Yes, but we aren't doing shrinking here.  We are doing ageing.  We want
a firm upper limit to how long things remain cached after the last use.

> 
> > list_lru_walk() iterates over the multiple node lists in a fixed order.
> > Suppose you have 4 nodes, each with 32 items, all of them referenced, and
> > a batch size of 64.
> > The first batch will process the 32 items on the first list clearing the
> > referenced bit and moving them to the end of that list.  Then continue
> > through those 32 again and freeing them all.  The second batch will do the
> > same for the second list.  The last two lists won't be touched.
> > 
> > list_lru_walk() is only ever used (correctly) for clearing out a
> > list_lru.  It should probably be replaced by a function with a more apt
> > name which is targeted at this: no spinlocks, no return value from the
> > call-back.
> > 
> > Yes, we could change the above code to use list_lru_walk_node and wrap a
> > for loop around the whole, but then I wonder if list_lru is really
> > giving us anything of value.
> 
> Apart from scalability and the ability for memory reclaim to do sane
> per-node object reclaim?
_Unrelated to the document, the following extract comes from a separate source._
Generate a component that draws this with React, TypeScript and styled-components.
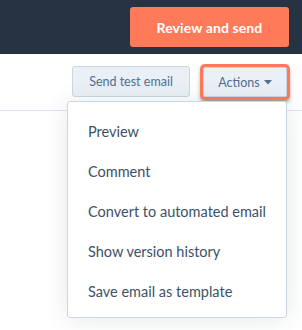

What about the fact that anyone familiar
> with list-lru doesn't need to look at how the lists are implemented
> to know how the code behaves?

What an odd thing to say...  how does one become familiar except by
looking at the code?

I accept that my current approach loses per-node object reclaim.  I
don't know how important that is.  I believe the primary cost of nfsd
leaving files on the lru is not the memory usage, but the fact the file
file is held open while not is use.

As I said before, nfsd already has some per-node awareness.  Linking the
file ageing into that would be easy enough.

> 
> Using common infrastructure, even when it's not an exact perfect
> fit, holds a lot more value to the wider community than a one-off
> special snowflake implementation that only one or two people
> understand....

While there is certainly truth in that, it is also true that using
common infrastructure in a non-ideomatic way can cause confusion.
Sometimes things that are different should look different.